start TASK INPUTS

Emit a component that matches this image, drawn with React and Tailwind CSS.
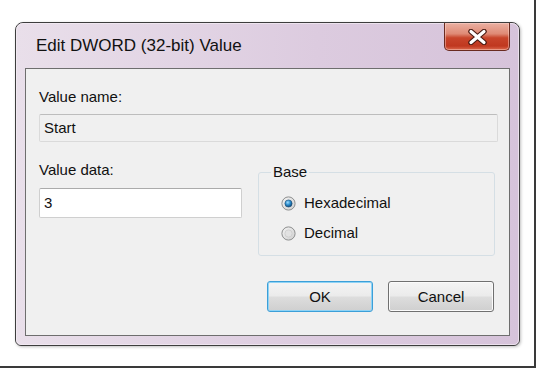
import React from 'react';

const font = { fontFamily: '"Liberation Sans", Arial, sans-serif' };

function CloseGlyph() {
  return (
    <svg width="19" height="16" viewBox="0 0 19 16">
      <path d="M3 2.5 L16 13.5 M16 2.5 L3 13.5" stroke="#4a1a12" strokeWidth="5.5" strokeLinecap="round" />
      <path d="M3 2.5 L16 13.5 M16 2.5 L3 13.5" stroke="#ffffff" strokeWidth="3.2" strokeLinecap="round" />
    </svg>
  );
}

function Radio({ checked }) {
  return (
    <svg width="15" height="15" viewBox="0 0 15 15" className="shrink-0">
      <defs>
        <linearGradient id="ring" x1="0" y1="0" x2="1" y2="1">
          <stop offset="0" stopColor="#f4f4f4" />
          <stop offset="1" stopColor="#cfcfcf" />
        </linearGradient>
        <radialGradient id="dot" cx="0.4" cy="0.35" r="0.7">
          <stop offset="0" stopColor="#9fdcff" />
          <stop offset="0.5" stopColor="#2a8ccc" />
          <stop offset="1" stopColor="#0b3f6b" />
        </radialGradient>
      </defs>
      <circle cx="7.5" cy="7.5" r="6.6" fill="url(#ring)" stroke="#8e8f8f" strokeWidth="1" />
      {checked ? (
        <circle cx="7.5" cy="7.5" r="3.6" fill="url(#dot)" stroke="#1c4e75" strokeWidth="0.6" />
      ) : (
        <circle cx="7.5" cy="7.5" r="3.6" fill="#e2e2e2" stroke="#c4c4c4" strokeWidth="0.6" />
      )}
    </svg>
  );
}

function DlgButton({ label, focused }) {
  return (
    <button
      className={
        'h-[31px] w-[106px] rounded-[3px] border bg-[linear-gradient(#f4f4f4_0%,#ebebeb_48%,#dddddd_52%,#cfcfcf_100%)] text-[15px] leading-none text-[#111]' +
        (focused ? ' border-[#3c9fd8] shadow-[inset_0_0_0_1px_#8fd3f5]' : ' border-[#707070] shadow-[inset_0_0_0_1px_#fbfbfb]')
      }
    >
      {label}
    </button>
  );
}

export default function App() {
  return (
    <div className="h-[370px] w-[538px] bg-white" style={font}>
      <div className="h-[368px] w-[536px] border-r-2 border-b-2 border-[#3a3a3a] pl-[15px] pt-[22px]">
        <div className="h-[324px] w-[505px] rounded-t-[8px] rounded-b-[6px] border border-[#3d3d3d] bg-[linear-gradient(90deg,#e9dfea,#dccbdf_60%,#d6c3da)] shadow-[1px_1px_3px_rgba(0,0,0,0.25)]">
          <div className="flex h-full flex-col rounded-t-[7px] rounded-b-[5px] border border-[#f3edf4]/70 px-[8px] pb-[8px]">
            <div className="flex h-[44px] items-start justify-between">
              <span className="pl-[11px] pt-[12px] text-[17px] leading-[20px] text-[#111]">Edit DWORD (32-bit) Value</span>
              <div className="-mt-[1px] flex h-[28px] w-[66px] items-center justify-center rounded-b-[5px] border border-t-0 border-[#6a2b20] bg-[linear-gradient(#eab0a2_0%,#df8a75_40%,#c8452b_55%,#c0381f_85%,#dc6a4e_100%)] shadow-[inset_0_0_0_1px_rgba(255,220,210,0.45)]">
                <CloseGlyph />
              </div>
            </div>
            <div className="flex flex-1 flex-col border border-[#6e6e6e] bg-[#f0f0f0] pl-[13px] pr-[11px] pt-[19px] text-[15px] leading-[18px] text-[#111]">
              <span>Value name:</span>
              <div className="mt-[8px] flex h-[28px] items-center rounded-[2px] border border-[#dadada] border-t-[#bdbdbd] bg-[#f0f0f0] pl-[4px]">
                Start
              </div>
              <div className="mt-[19px] flex gap-[16px]">
                <div className="flex w-[203px] flex-col">
                  <span>Value data:</span>
                  <div className="mt-[9px] flex h-[30px] items-center rounded-[2px] border border-[#cfcfcf] border-t-[#ababab] bg-white pl-[4px]">
                    3
                  </div>
                </div>
                <fieldset className="mt-[2px] w-[237px] rounded-[3px] border border-[#d5dfe5] pb-[12px]">
                  <legend className="ml-[12px] px-[2px]">Base</legend>
                  <div className="flex flex-col gap-[10px] pl-[22px] pt-[12px]">
                    <label className="flex h-[20px] items-center gap-[8px]">
                      <Radio checked />
                      <span>Hexadecimal</span>
                    </label>
                    <label className="flex h-[20px] items-center gap-[8px]">
                      <Radio />
                      <span>Decimal</span>
                    </label>
                  </div>
                </fieldset>
              </div>
              <div className="mt-[25px] flex justify-end gap-[15px] pr-[4px]">
                <DlgButton label="OK" focused />
                <DlgButton label="Cancel" />
              </div>
            </div>
          </div>
        </div>
      </div>
    </div>
  );
}
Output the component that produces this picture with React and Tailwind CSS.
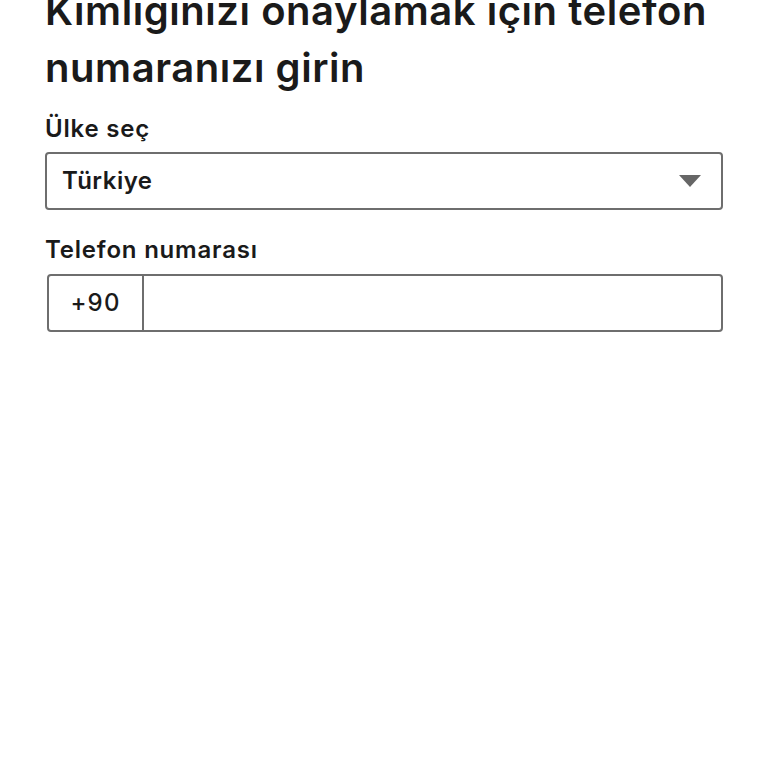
export default function App() {
  return (
    <div
      className="w-[768px] h-[768px] overflow-hidden bg-white text-[#1a1a1a]"
      style={{ fontFamily: "Inter, 'Noto Sans', sans-serif" }}
    >
      <div className="px-[45px] mt-[-18px] flex flex-col">
        <h1 className="text-[40px] leading-[57px] font-semibold tracking-[0.55px]">
          Kimliginizi onaylamak için telefon numaranızı girin
        </h1>

        <label className="mt-[17px] text-[24px] leading-[32px] font-semibold tracking-[0.8px]">
          Ülke seç
        </label>
        <div className="mt-[7px] h-[58px] flex items-center justify-between border-2 border-[#6e6e6e] rounded-[4px] pl-[15px] pr-[20px]">
          <span className="text-[24px] font-semibold tracking-[0.5px]">Türkiye</span>
          <svg width="22" height="12" viewBox="0 0 22 12">
            <path d="M0 0 L22 0 L11 12 Z" fill="#666666" />
          </svg>
        </div>

        <label className="mt-[24px] text-[24px] leading-[32px] font-semibold tracking-[0.8px]">
          Telefon numarası
        </label>
        <div className="mt-[8px] ml-[2px] h-[58px] flex border-2 border-[#6e6e6e] rounded-[4px]">
          <div className="w-[95px] flex items-center justify-center border-r-2 border-[#6e6e6e] text-[24px] font-medium tracking-[1.2px]">
            +90
          </div>
          <input className="flex-1 outline-none px-3 text-[24px]" type="tel" />
        </div>
      </div>
    </div>
  );
}
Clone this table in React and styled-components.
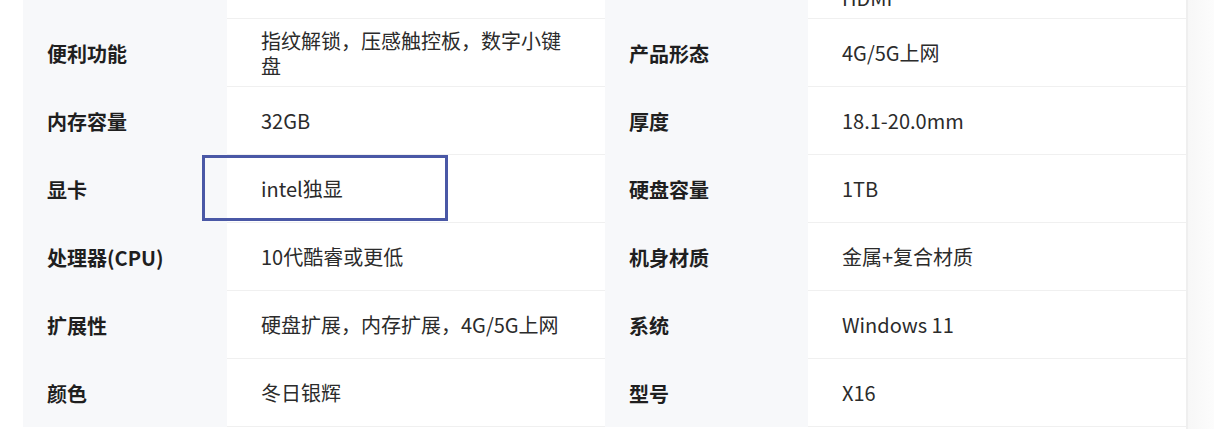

end TASK INPUTS

Return all lines of the material above in which the word "that" occurs.

Emit a component that matches this image, drawn with React and Tailwind CSS.
Output the component that produces this picture with React and Tailwind CSS.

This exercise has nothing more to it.